Navin Ranjan received his Bachelor's degree from Kathmandu University, Nepal, in 2016 and his Master's degree from Incheon National University, South Korea, in 2021. He worked as a Research Assistant at Industry-University Cooperation Foundation, Incheon National University, South Korea (2021~2022). His research interests include image processing, computer vision, scene understanding, and reinforcement learning.

##### Sovit Bhandari

Sovit Bhandari received a B.E. degree from Kathmandu University, Nepal, and an M.S. degree from Incheon National University, South Korea, in 2016 and 2020, respectively. He worked as Core Network Engineer at Huawei Technologies Nepal Pvt. Ltd. From Jan. 2018 to Aug. 2018, and since Sept. 2020, he has been working as a Research Assistant at IoT and Big-Data Research Center, Incheon National University, South Korea.
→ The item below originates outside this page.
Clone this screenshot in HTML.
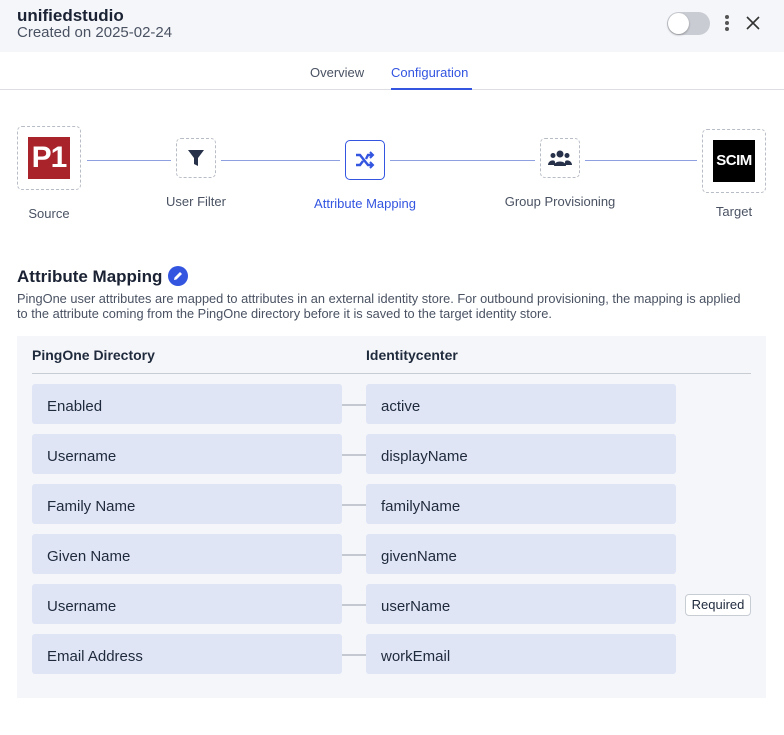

His research interests include radio resource management, 5G and beyond mobile communications, machine learning, the Internet of Things, image processing, and computer vision.

##### Yeong-Chan Kim

Yeong-Chan Kim received his Bachelor’s degree from Daelim University, South Korea, in 2021. He is currently doing his M.S. at Incheon National University, South Korea. His research interests includes data science, deep learning, next-generation mobile communication systems, image processing, and computer vision.

##### Hoon Kim

Hoon Kim has been working as an Associate Professor at the Department of Electronics Engineering, Incheon National University, South Korea, since 2008. His research interest include radio resource management, optimization techniques, 5G mobile communication systems, machine learning and the internet of things. He is a Member of KICS, IEIE, IEEE, and IEICE.